Benjamin Heisenberg erschafft in seinem Debütroman ein Buch zwischen Reportage, Deep Fakes und Roman. So lesen wir bereits auf den ersten Seiten, dass das Buch angeblich von Heisenberg nur „herausgegeben“ sei. Die Eltern des verschwundenen Filmemachers Simon Ritter haben sich an ihn gewandt, um ein größeres Publikum für die Suche nach ihrem Sohn zu aktivieren. Von ihm sei lediglich eine Mappe mit Dokumenten, Schriftstücken, Zeitungsausschnitten sowie Fotos erhalten. Er habe sich auf die Suche nach seinem Jugendfreund Anton und dessen ewigen Begleiter Igor gemacht und sei in Kiew verschwunden. Ob alle Mitschriften von Simon stammten sei nicht bekannt, so der „Herausgeber“.

Im eigentlichen Text begleiten wir nun Simon dabei, wie er sich auf die Spuren von Anton und Igor begibt. Diese waren kurz nach der Tschernobyl-Reaktorkatastrophe aus der Ukraine mit einem damaligen Kinderhilfsprogramm nach Westdeutschland in die Familie von Simon gekommen, um sich von der gesundheitlichen Belastung zu erholen. Nach einigen Jahren wurden sie zurück in die Ukraine geholt und der Kontakt brach ab. Das Merkwürdige: Nun taucht Igor 2019 in den Medien auf als Schachgroßmeister, obwohl doch Anton damals das Schachwunderkind gewesen ist und Igor nur der Begleiter im Hintergrund.

Auf der Verfolgungsjagd, die Simon in verschiedene Städte und Länder führt, begleitet ihn Maria, die Jugendliebe von Anton, Tochter des ehemaligen Schachlehrer Antons und heimliche, unerfüllte Liebe von Simon. Sie entdecken zusammen parapsychologische Phänomene, die bereits in der Jugend der beiden Jungs zu beobachten waren und begeben sich auf riskante Abenteuer.
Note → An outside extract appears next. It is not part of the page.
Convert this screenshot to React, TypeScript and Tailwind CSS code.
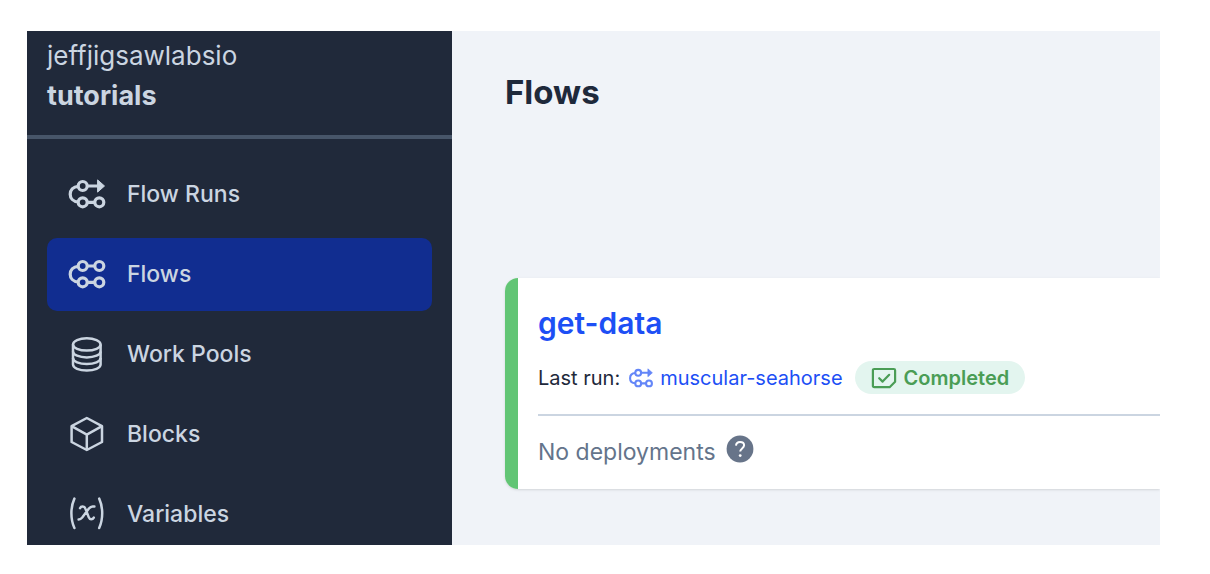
import type { ReactNode } from "react";

type IconProps = { className?: string };

function FlowRunsIcon({ className = "size-10" }: IconProps) {
  return (
    <svg viewBox="0 0 40 40" className={className} fill="none" stroke="currentColor" strokeWidth="3.2" aria-hidden="true">
      <path d="M11.4 12.3C6 12.6 3.2 16.2 3.2 20.2S6 27.7 11.4 28" />
      <circle cx="15.7" cy="12" r="4.5" />
      <circle cx="15.7" cy="28.3" r="4.5" />
      <circle cx="32.3" cy="28.3" r="4.5" />
      <path d="M20.2 12H31M20.2 28.3h7.6" />
      <path d="M30.6 5.9 37.5 12l-6.9 6.1z" fill="currentColor" strokeWidth="1" strokeLinejoin="round" />
    </svg>
  );
}

function FlowsIcon({ className = "size-10" }: IconProps) {
  return (
    <svg viewBox="0 0 40 40" className={className} fill="none" stroke="currentColor" strokeWidth="3.2" aria-hidden="true">
      <path d="M11.4 12.3C6 12.6 3.2 16.2 3.2 20.2S6 27.7 11.4 28" />
      <circle cx="15.7" cy="12" r="4.5" />
      <circle cx="32.3" cy="12" r="4.5" />
      <circle cx="15.7" cy="28.3" r="4.5" />
      <circle cx="32.3" cy="28.3" r="4.5" />
      <path d="M20.2 12h7.6M20.2 28.3h7.6" />
    </svg>
  );
}

function WorkPoolsIcon({ className = "size-10" }: IconProps) {
  return (
    <svg viewBox="0 0 40 40" className={className} fill="none" stroke="currentColor" strokeWidth="2.5" aria-hidden="true">
      <ellipse cx="19.8" cy="10.4" rx="13.8" ry="6.2" />
      <path d="M6 10.4v20.2c0 3.4 6.2 6 13.8 6s13.8-2.6 13.8-6V10.4" />
      <path d="M6 17.4c0 3.4 6.2 6 13.8 6s13.8-2.6 13.8-6M6 24c0 3.4 6.2 6 13.8 6s13.8-2.6 13.8-6" />
    </svg>
  );
}

function BlocksIcon({ className = "size-10" }: IconProps) {
  return (
    <svg viewBox="0 0 40 40" className={className} fill="none" stroke="currentColor" strokeWidth="2.5" strokeLinejoin="round" aria-hidden="true">
      <path d="M19.8 4 35 12.2v15.8L19.8 36 4.6 28V12.2z" />
      <path d="M4.6 12.2 19.8 20.6 35 12.2M19.8 20.6V36" />
    </svg>
  );
}

function VariablesIcon({ className = "size-10" }: IconProps) {
  return (
    <svg viewBox="0 0 40 40" className={className} fill="none" stroke="currentColor" strokeWidth="2.5" strokeLinecap="round" strokeLinejoin="round" aria-hidden="true">
      <path d="M7.4 4.6C3.4 13.2 3.4 25.4 7.4 34M32.2 4.6c4 8.6 4 20.8 0 29.4" />
      <path d="M13 14.2c1-2.2 4.400-2.400 5.400.4l3.400 8.800c1 2.600 3.800 2.400 5 .2M27.400 12.400h-1.800c-1.600 0-2.600.8-3.700 2.200L15.200 23.600c-1.100 1.400-2 2-3.600 2" />
    </svg>
  );
}

function CompletedIcon() {
  return (
    <svg viewBox="0 0 26 22" className="h-[22px] w-[26px]" fill="none" stroke="currentColor" strokeWidth="2.2" strokeLinejoin="round" strokeLinecap="round" aria-hidden="true">
      <path d="M3.2 2H22.8a1.3 1.3 0 0 1 1.3 1.3V14.8L18.6 20.2H3.2a1.3 1.3 0 0 1-1.3-1.3V3.3A1.3 1.3 0 0 1 3.2 2z" />
      <path d="M8.2 11.2 11.6 14.6 18.2 7.8" />
    </svg>
  );
}

function NavItem({ icon, label, active = false }: { icon: ReactNode; label: string; active?: boolean }) {
  return (
    <a
      href="#"
      aria-current={active ? "page" : undefined}
      className={
        active
          ? "flex items-center gap-5 rounded-[10px] bg-[#112d90] px-5 pt-4 pb-[17px]"
          : "flex items-center gap-5 rounded-[10px] px-5 pt-4 pb-[17px]"
      }
    >
      {icon}
      <span className="text-[23px] leading-10 font-medium">{label}</span>
    </a>
  );
}

export default function App() {
  return (
    <div className="h-screen bg-white pt-[31px] pr-[50px] pb-[29px] pl-[27px] font-['Inter',sans-serif]">
      <div className="flex h-full overflow-hidden bg-[#f0f3f8]">
        <aside className="w-[425px] shrink-0 bg-[#20293a] text-[#cbd5e1]">
          <div className="border-b-4 border-[#475569] px-5 pt-[5px] pb-[19px] leading-10">
            <div className="text-[26px]">jeffjigsawlabsio</div>
            <div className="text-[27px] font-bold">tutorials</div>
          </div>
          <nav className="flex flex-col gap-[7px] px-5 pt-[19px]">
            <NavItem icon={<FlowRunsIcon />} label="Flow Runs" />
            <NavItem icon={<FlowsIcon />} label="Flows" active />
            <NavItem icon={<WorkPoolsIcon />} label="Work Pools" />
            <NavItem icon={<BlocksIcon />} label="Blocks" />
            <NavItem icon={<VariablesIcon />} label="Variables" />
          </nav>
        </aside>

        <main className="min-w-0 flex-1 pt-[41px] pl-[53px]">
          <h1 className="text-[33px] leading-10 font-bold text-[#1e293b]">Flows</h1>

          <article className="mt-[166px] flex rounded-l-[13px] bg-white shadow">
            <div className="w-[13px] shrink-0 rounded-l-[13px] bg-[#62c575]" />
            <div className="min-w-0 flex-1 pt-[25px] pb-[17px] pl-5">
              <h2 className="text-[30px] leading-10 font-semibold">
                <a href="#" className="text-[#1d4ff5]">get-data</a>
              </h2>
              <div className="mt-[18px] flex h-[33px] items-center text-[20px]">
                <span className="text-[#1e293b]">Last run:</span>
                <a href="#" className="ml-2 flex items-center gap-1.5 text-[#1d4ff5]">
                  <FlowRunsIcon className="size-[26px] text-[#6486f8]" />
                  muscular-seahorse
                </a>
                <span className="ml-3 flex h-[33px] items-center gap-[7px] rounded-full bg-[#e3f5ef] px-4 font-semibold text-[#4a9d55]">
                  <CompletedIcon />
                  Completed
                </span>
              </div>
              <hr className="mt-5 border-t-2 border-[#cbd5e1]" />
              <div className="mt-4 flex h-10 items-center gap-2.5 text-[23px] text-[#64748b]">
                No deployments
                <button type="button" aria-label="About deployments" className="mb-1.5 rounded-full">
                  <svg viewBox="0 0 28 28" className="size-7" aria-hidden="true">
                    <circle cx="14" cy="14" r="13.4" fill="#677489" />
                    <path d="M10 10.6c.2-2.4 1.8-3.7 4-3.7 2.4 0 4.1 1.3 4.1 3.4 0 3-3.9 3.2-3.9 6.2" fill="none" stroke="white" strokeWidth="2" />
                    <circle cx="14.2" cy="20.6" r="1.4" fill="white" />
                  </svg>
                </button>
              </div>
            </div>
          </article>
        </main>
      </div>
    </div>
  );
}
Die Stärken dieses Romans liegen meines Erachtens ganz klar im Spiel von Heisenberg mit Wahrheit und Fälschung. Er produziert äußerst authentisch wirkende Dokumente und Fotos, die sicherlich einige Leser:innen dazu verführen werden, im Internet nach dem Schachgenie Anton aus Tschernobyl, der sogar mit dem Bundeskanzler Kohl Schach spielte, zu suchen. Die Deep Fakes sind Heisenberg wirklich sehr gut gelungen. Auch weiß man bis zum Schluss nicht, was hier alles in diesem Buch von Heisenberg geplant wurde und was nicht. Das Buch ist ein Schachspiel an sich. Auch die parapsychologischen Anteile sind gut gemacht und regen das Interesse an.

Leider gibt es auch zwei größere Schwächen des Romans. Zum einen drehen sich viel zu viele Textfragmente um die Befindlichkeiten von Simon und Maria in der Jetztzeit. Die Verliebtheit von Simon ging mir richtiggehend auf den Geist beim Lesen. Von Maria erfahren wir zudem einiges aus dem Privat-, Ehe- und Sexleben sowie aus deren Träumen (Nachtschlaf, nicht Hoffnungen). Warum ein Filmemacher seine eigenen Liebeleien aus der Ich-Perspektive heraus erzählt, in einer Dokumentenmappe mit Recherchematerial detailliert beschreiben und abheften sollte, ist fraglich. Genauso fraglich wie warum sich dort aus der personalen Erzählperspektive heraus geschriebene Nachtschlafträume von Maria (und all die anderen persönlichen Informationen) befinden sollten, die nichts zum eigentlichen Plot um Anton und Igor beitragen. Und das ist mein letzter Kritikpunkt: Ich hätte in diesem Roman einfach sehr gern viel mehr von Anton und Igor gelesen. Viel zu stark breitgetreten wird das Hier und Jetzt. Ganz zum Schluss kommt noch einmal richtig Spannung auf und ich las atemlos die Geschichte um Anton. Aber da fehlte mir zwischendrin einfach zu viel.

Somit komme ich zu dem Schluss, dass Heisenberg hier ein sehr interessantes Konzept vorgelegt hat, was aber noch Potential zur Ausarbeitung und Umgewichtung gehabt hätte. Ein guter Roman, den ich durchaus für eine Lektüre empfehlen kann, der entweder noch nicht ganz ausgereift ist oder den ich nicht vollständig verstanden habe, da vielleicht ganz gewiefte Schachzüge darin verwebt sind. Somit 3,5 Sterne von mir für dieses ambitionierte Werk.